The problem that researchers face is that current quantum sensors are physically large, typically the size of a domestic refrigerator. Making them practical for many military applications will require a major reduction in both size and power consumption.
In May 2024, the UK announced that a team involving BAE Systems, QinetiQ, and Infleqtion (a company working on quantum technology) had completed a series of test flights of a quantum-based navigation system aboard QinetiQ’s BAe 146 Airborne Technology Demonstrator aircraft. According to a member of the BAE Systems team, within five to ten years the hardware might have shrunk to about the size of a shoebox.
Hard-kill solutions
One potentially effective method of countering GPS jammers or spoofers whose position is known is an accurately delivered bomb, or several well-aimed artillery rounds, so it is hardly surprising that GPS jammers have been a potential target during the current conflict between Russia and Ukraine.

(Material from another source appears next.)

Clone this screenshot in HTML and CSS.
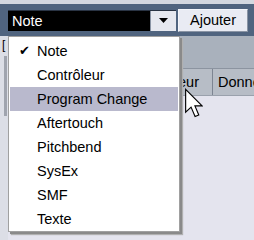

In early May 2024, the USAF awarded a contract worth USD 23.5 million to Scientific Applications and Research Associates Inc (SARA) for add-on seekers able to be integrated into Joint Direct Attack Munition-Extended Range (JDAM-ER) glide and guidance kits, allowing the upgraded weapon to be used against ground-based GPS jammers. According to the manufacturer, the seeker can operate on the GPS LI and/or L2 frequencies, also Link 16, S-band, and what it coyly describes as “other bands of interest”.
The way ahead
Inevitably, there is no single or simple solution to the problem of fielding improved navaids. Perhaps the best analogy is the battle between radar and countermeasures. Jammers and other countermeasures have not made radar obsolete, but radars have not been improved to the point where they are invulnerable to jamming. While quantum-inertial systems may replace GPS in many applications, it seems unlikely that the technology can be shrunk in size and cost to the point that it can replace SATNAV-based systems in many front-line roles.